▸ **Written request**: Write out the material exactly, without any of its pictures.

———

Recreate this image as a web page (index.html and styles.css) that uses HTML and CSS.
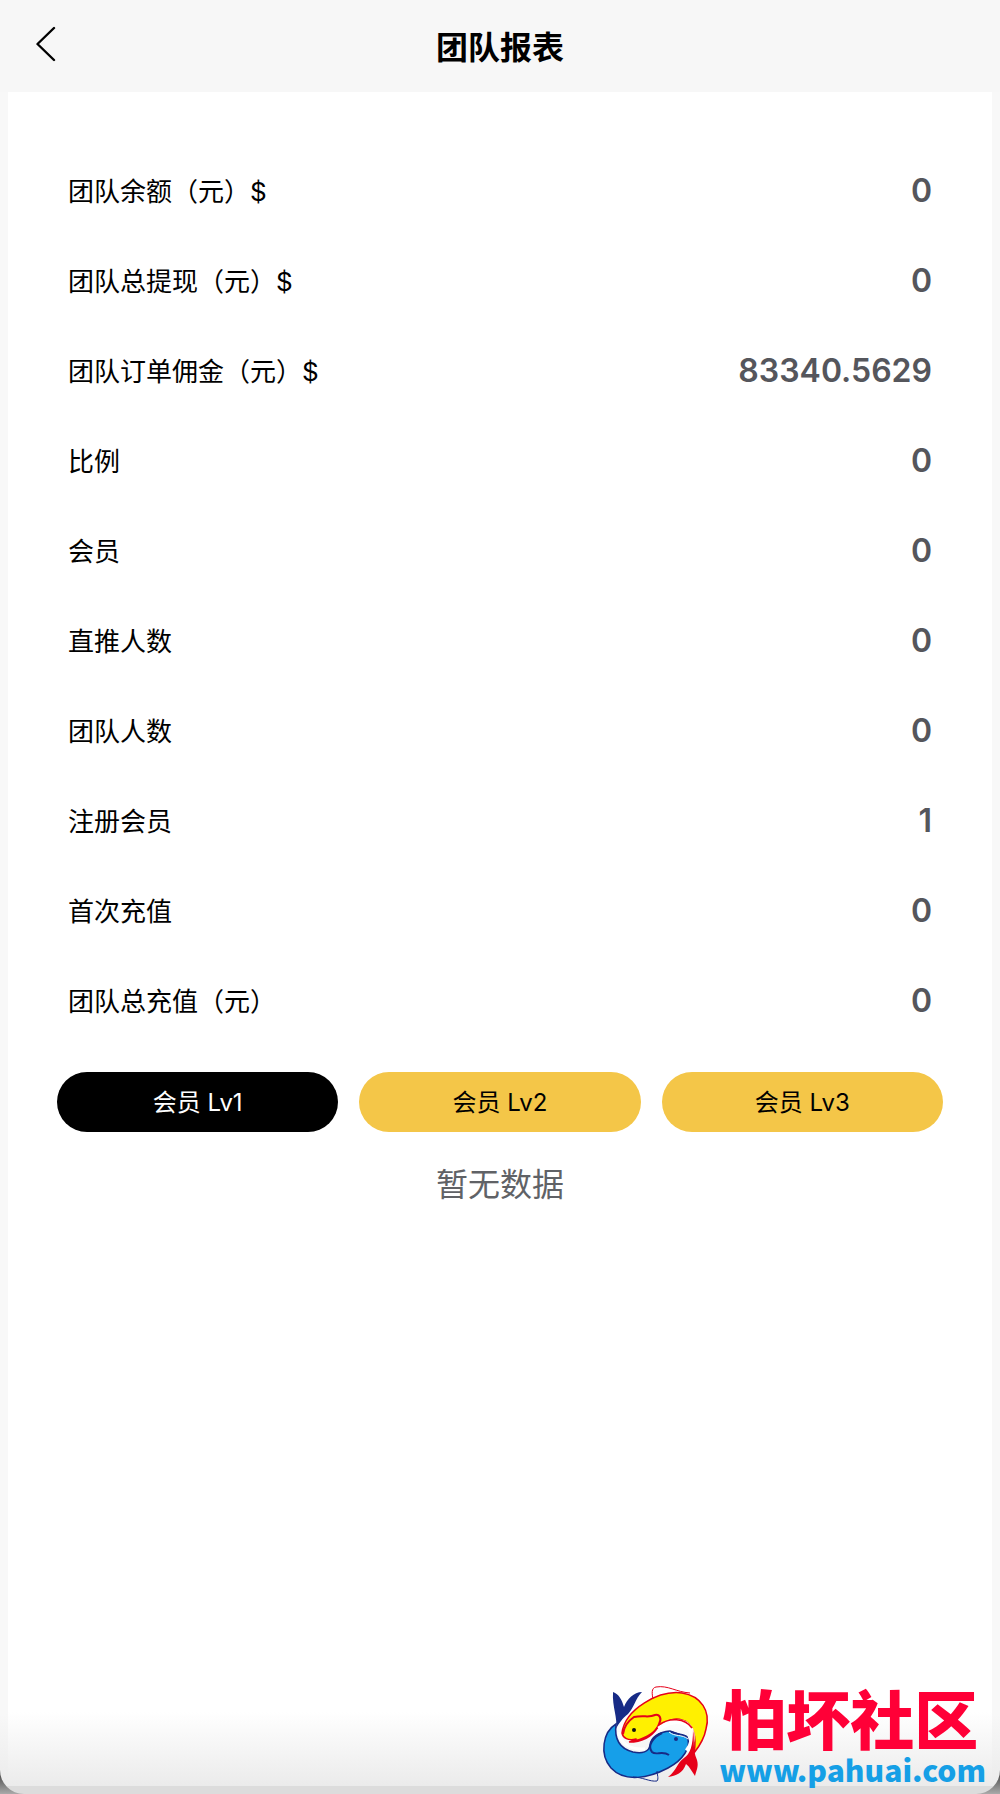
FILE: index.html
```html
<!DOCTYPE html>
<html lang="zh-CN">

<head>
    <meta charset="UTF-8">
    <meta name="viewport" content="width=device-width, initial-scale=1.0">
    <title>团队报表</title>
    <link rel="stylesheet" href="styles.css">
</head>

<body>
    <div class="app">
        <header class="navbar">
            <a class="back" href="#" aria-label="返回">
                <svg width="20" height="36" viewBox="0 0 20 36" fill="none" stroke="#000" stroke-width="2.4" stroke-linecap="round" stroke-linejoin="round">
                    <path d="M18 2 1.5 18 18 34" />
                </svg>
            </a>
            <h1 class="title">团队报表</h1>
        </header>

        <main class="page">
            <dl class="report">
                <div class="row">
                    <dt>团队余额（元）$</dt>
                    <dd>0</dd>
                </div>
                <div class="row">
                    <dt>团队总提现（元）$</dt>
                    <dd>0</dd>
                </div>
                <div class="row">
                    <dt>团队订单佣金（元）$</dt>
                    <dd>83340.5629</dd>
                </div>
                <div class="row">
                    <dt>比例</dt>
                    <dd>0</dd>
                </div>
                <div class="row">
                    <dt>会员</dt>
                    <dd>0</dd>
                </div>
                <div class="row">
                    <dt>直推人数</dt>
                    <dd>0</dd>
                </div>
                <div class="row">
                    <dt>团队人数</dt>
                    <dd>0</dd>
                </div>
                <div class="row">
                    <dt>注册会员</dt>
                    <dd>1</dd>
                </div>
                <div class="row">
                    <dt>首次充值</dt>
                    <dd>0</dd>
                </div>
                <div class="row">
                    <dt>团队总充值（元）</dt>
                    <dd>0</dd>
                </div>
            </dl>

            <div class="levels">
                <button class="level active" type="button">会员 Lv1</button>
                <button class="level" type="button">会员 Lv2</button>
                <button class="level" type="button">会员 Lv3</button>
            </div>

            <p class="empty">暂无数据</p>

            <footer class="brand">
                <svg class="logo" viewBox="0 0 120 110" aria-hidden="true">
                    <!-- синяя рыба -->
                    <path d="M21 44C8 52 4 74 16 88C30 103 54 98 73 88C88 80 97 67 92 57L75 51C64 52 56 57 55 65C54 72 47 74 38 72C26 69 19 60 21 44Z" fill="#169fe9" stroke="#172b86" stroke-width="1.5" />
                    <path d="M92 57C89 54 82 55 76 52M67 53C58 57 52 66 57 72C61 76 67 70 74 75" fill="none" stroke="#172b86" stroke-width="2" />
                    <path d="M74 52C80 57 87 54 93 59" fill="none" stroke="#fff" stroke-width="1" />
                    <path d="M38 97C47 97 55 102 62 101C64 99 62 94 62 91" fill="none" stroke="#172b86" stroke-width="1" />
                    <path d="M21 49C23 38 17 27 18 12C24 14 27 20 29 27C32 19 39 12 47 12C40 19 39 28 33 34C27 39 24 43 21 49Z" fill="#172b86" />
                    <!-- жёлтая рыба -->
                    <path d="M27 53C30 29 64 10 87 13C106 16 116 31 111 49C109 60 103 68 99 73C102 56 98 43 87 40C77 36 70 44 62 48C57 56 48 62 34 62C39 61 42 59 41 59C33 61 28 58 27 53Z" fill="#fff000" stroke="#e60019" stroke-width="1.5" />
                    <path d="M58 19C57 14 56 8 61 7C73 5 81 12 95 13" fill="none" stroke="#e60019" stroke-width="1" />
                    <path d="M28 54C29 47 33 41 39 37C49 35 54 38 60 35C65 34 67 39 64 44C61 53 51 58 40 61" fill="none" stroke="#e60019" stroke-width="2" />
                    <path d="M64 49C76 39 91 39 96 50C99 58 96 66 92 71" fill="none" stroke="#fff" stroke-width="5" />
                    <path d="M64 45C74 37 90 38 97 48" fill="none" stroke="#e60019" stroke-width="1.5" />
                    <path d="M24 52C25 63 35 70 50 69" fill="none" stroke="#fff" stroke-width="3" />
                    <path d="M98 50C100 60 97 68 102 80C104 87 101 91 100 96C97 92 95 87 91 84C88 93 81 96 73 97C82 90 82 83 89 78C95 74 98 66 98 50Z" fill="#e60019" />
                    <circle cx="39" cy="50" r="2" fill="#111" />
                    <circle cx="81" cy="59" r="2" fill="#172b86" />
                </svg>
                <div class="brand-text">
                    <strong class="brand-name">怕坏社区</strong>
                    <a class="brand-link" href="#">www.pahuai.com</a>
                </div>
            </footer>
        </main>
    </div>
</body>

</html>
```
FILE: styles.css
```css
* {
    box-sizing: border-box;
}

body {
    margin: 0;
    background: linear-gradient(#555 0 99%, #aaa 100%);
    color: #000;
    font-family: "Inter", "Noto Sans CJK SC", sans-serif;
}

.app {
    display: flex;
    flex-direction: column;
    min-height: 100vh;
    padding: 0 8px 8px;
    background: linear-gradient(to top, #dcdcdc 0 8px, #ebebeb 8px, #f8f8f8 80px);
    border-radius: 0 0 24px 24px;
}

.navbar {
    display: grid;
    grid-template-columns: 60px 1fr 60px;
    align-items: center;
    height: 92px;
    margin: 0 -8px;
    padding: 0 8px;
    background: #f7f7f7;
}

.back {
    display: flex;
    padding: 0 0 4px 28px;
}

.title {
    margin: 0;
    padding-top: 4px;
    text-align: center;
    font-size: 32px;
    line-height: 48px;
    font-weight: 700;
}

.page {
    display: flex;
    flex: 1;
    flex-direction: column;
    padding-top: 52px;
    background: #fff;
}

.report {
    margin: 0;
    padding: 0 60px;
}

.row {
    display: flex;
    align-items: center;
    justify-content: space-between;
    height: 90px;
}

dt {
    font-size: 26px;
}

dd {
    margin: 0;
    padding-top: 2px;
    color: #55565c;
    font-size: 32px;
    font-weight: 600;
}

.levels {
    display: flex;
    gap: 21px;
    margin: 28px 49px 0;
}

.level {
    flex: 1;
    height: 60px;
    padding: 0 0 4px;
    border: 0;
    border-radius: 30px;
    background: #f4c648;
    color: #000;
    font: 24px "Inter", "Noto Sans CJK SC", sans-serif;
}

.level.active {
    background: #000;
    color: #fff;
}

.empty {
    margin: 29px 0 0;
    text-align: center;
    color: #606266;
    font-size: 32px;
    line-height: 48px;
}

.brand {
    display: flex;
    justify-content: flex-end;
    gap: 4px;
    height: 106px;
    margin-top: auto;
    padding-right: 6px;
    background: linear-gradient(#fff 30%, #ebebeb);
}

.logo {
    width: 120px;
    height: 110px;
}

.brand-text {
    display: flex;
    flex-direction: column;
}

.brand-name {
    padding-left: 3px;
    color: #ff0037;
    font-family: "Noto Sans CJK SC", sans-serif;
    font-size: 64px;
    font-weight: 900;
    line-height: 72px;
}

.brand-link {
    color: #159fe6;
    font-family: "Noto Sans CJK SC", sans-serif;
    font-size: 30px;
    font-weight: 900;
    line-height: 34px;
    text-decoration: none;
}
```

———

▸ **Task output**:
Recreate this image as a web page (index.html and styles.css) that uses HTML and CSS.
FILE: index.html
```html
<!DOCTYPE html>
<html lang="zh-CN">

<head>
    <meta charset="UTF-8">
    <meta name="viewport" content="width=device-width, initial-scale=1.0">
    <title>团队报表</title>
    <link rel="stylesheet" href="styles.css">
</head>

<body>
    <div class="app">
        <header class="navbar">
            <a class="back" href="#" aria-label="返回">
                <svg width="20" height="36" viewBox="0 0 20 36" fill="none" stroke="#000" stroke-width="2.4" stroke-linecap="round" stroke-linejoin="round">
                    <path d="M18 2 1.5 18 18 34" />
                </svg>
            </a>
            <h1 class="title">团队报表</h1>
        </header>

        <main class="page">
            <dl class="report">
                <div class="row">
                    <dt>团队余额（元）$</dt>
                    <dd>0</dd>
                </div>
                <div class="row">
                    <dt>团队总提现（元）$</dt>
                    <dd>0</dd>
                </div>
                <div class="row">
                    <dt>团队订单佣金（元）$</dt>
                    <dd>83340.5629</dd>
                </div>
                <div class="row">
                    <dt>比例</dt>
                    <dd>0</dd>
                </div>
                <div class="row">
                    <dt>会员</dt>
                    <dd>0</dd>
                </div>
                <div class="row">
                    <dt>直推人数</dt>
                    <dd>0</dd>
                </div>
                <div class="row">
                    <dt>团队人数</dt>
                    <dd>0</dd>
                </div>
                <div class="row">
                    <dt>注册会员</dt>
                    <dd>1</dd>
                </div>
                <div class="row">
                    <dt>首次充值</dt>
                    <dd>0</dd>
                </div>
                <div class="row">
                    <dt>团队总充值（元）</dt>
                    <dd>0</dd>
                </div>
            </dl>

            <div class="levels">
                <button class="level active" type="button">会员 Lv1</button>
                <button class="level" type="button">会员 Lv2</button>
                <button class="level" type="button">会员 Lv3</button>
            </div>

            <p class="empty">暂无数据</p>

            <footer class="brand">
                <svg class="logo" viewBox="0 0 120 110" aria-hidden="true">
                    <!-- синяя рыба -->
                    <path d="M21 44C8 52 4 74 16 88C30 103 54 98 73 88C88 80 97 67 92 57L75 51C64 52 56 57 55 65C54 72 47 74 38 72C26 69 19 60 21 44Z" fill="#169fe9" stroke="#172b86" stroke-width="1.5" />
                    <path d="M92 57C89 54 82 55 76 52M67 53C58 57 52 66 57 72C61 76 67 70 74 75" fill="none" stroke="#172b86" stroke-width="2" />
                    <path d="M74 52C80 57 87 54 93 59" fill="none" stroke="#fff" stroke-width="1" />
                    <path d="M38 97C47 97 55 102 62 101C64 99 62 94 62 91" fill="none" stroke="#172b86" stroke-width="1" />
                    <path d="M21 49C23 38 17 27 18 12C24 14 27 20 29 27C32 19 39 12 47 12C40 19 39 28 33 34C27 39 24 43 21 49Z" fill="#172b86" />
                    <!-- жёлтая рыба -->
                    <path d="M27 53C30 29 64 10 87 13C106 16 116 31 111 49C109 60 103 68 99 73C102 56 98 43 87 40C77 36 70 44 62 48C57 56 48 62 34 62C39 61 42 59 41 59C33 61 28 58 27 53Z" fill="#fff000" stroke="#e60019" stroke-width="1.5" />
                    <path d="M58 19C57 14 56 8 61 7C73 5 81 12 95 13" fill="none" stroke="#e60019" stroke-width="1" />
                    <path d="M28 54C29 47 33 41 39 37C49 35 54 38 60 35C65 34 67 39 64 44C61 53 51 58 40 61" fill="none" stroke="#e60019" stroke-width="2" />
                    <path d="M64 49C76 39 91 39 96 50C99 58 96 66 92 71" fill="none" stroke="#fff" stroke-width="5" />
                    <path d="M64 45C74 37 90 38 97 48" fill="none" stroke="#e60019" stroke-width="1.5" />
                    <path d="M24 52C25 63 35 70 50 69" fill="none" stroke="#fff" stroke-width="3" />
                    <path d="M98 50C100 60 97 68 102 80C104 87 101 91 100 96C97 92 95 87 91 84C88 93 81 96 73 97C82 90 82 83 89 78C95 74 98 66 98 50Z" fill="#e60019" />
                    <circle cx="39" cy="50" r="2" fill="#111" />
                    <circle cx="81" cy="59" r="2" fill="#172b86" />
                </svg>
                <div class="brand-text">
                    <strong class="brand-name">怕坏社区</strong>
                    <a class="brand-link" href="#">www.pahuai.com</a>
                </div>
            </footer>
        </main>
    </div>
</body>

</html>
```
FILE: styles.css
```css
* {
    box-sizing: border-box;
}

body {
    margin: 0;
    background: linear-gradient(#555 0 99%, #aaa 100%);
    color: #000;
    font-family: "Inter", "Noto Sans CJK SC", sans-serif;
}

.app {
    display: flex;
    flex-direction: column;
    min-height: 100vh;
    padding: 0 8px 8px;
    background: linear-gradient(to top, #dcdcdc 0 8px, #ebebeb 8px, #f8f8f8 80px);
    border-radius: 0 0 24px 24px;
}

.navbar {
    display: grid;
    grid-template-columns: 60px 1fr 60px;
    align-items: center;
    height: 92px;
    margin: 0 -8px;
    padding: 0 8px;
    background: #f7f7f7;
}

.back {
    display: flex;
    padding: 0 0 4px 28px;
}

.title {
    margin: 0;
    padding-top: 4px;
    text-align: center;
    font-size: 32px;
    line-height: 48px;
    font-weight: 700;
}

.page {
    display: flex;
    flex: 1;
    flex-direction: column;
    padding-top: 52px;
    background: #fff;
}

.report {
    margin: 0;
    padding: 0 60px;
}

.row {
    display: flex;
    align-items: center;
    justify-content: space-between;
    height: 90px;
}

dt {
    font-size: 26px;
}

dd {
    margin: 0;
    padding-top: 2px;
    color: #55565c;
    font-size: 32px;
    font-weight: 600;
}

.levels {
    display: flex;
    gap: 21px;
    margin: 28px 49px 0;
}

.level {
    flex: 1;
    height: 60px;
    padding: 0 0 4px;
    border: 0;
    border-radius: 30px;
    background: #f4c648;
    color: #000;
    font: 24px "Inter", "Noto Sans CJK SC", sans-serif;
}

.level.active {
    background: #000;
    color: #fff;
}

.empty {
    margin: 29px 0 0;
    text-align: center;
    color: #606266;
    font-size: 32px;
    line-height: 48px;
}

.brand {
    display: flex;
    justify-content: flex-end;
    gap: 4px;
    height: 106px;
    margin-top: auto;
    padding-right: 6px;
    background: linear-gradient(#fff 30%, #ebebeb);
}

.logo {
    width: 120px;
    height: 110px;
}

.brand-text {
    display: flex;
    flex-direction: column;
}

.brand-name {
    padding-left: 3px;
    color: #ff0037;
    font-family: "Noto Sans CJK SC", sans-serif;
    font-size: 64px;
    font-weight: 900;
    line-height: 72px;
}

.brand-link {
    color: #159fe6;
    font-family: "Noto Sans CJK SC", sans-serif;
    font-size: 30px;
    font-weight: 900;
    line-height: 34px;
    text-decoration: none;
}
```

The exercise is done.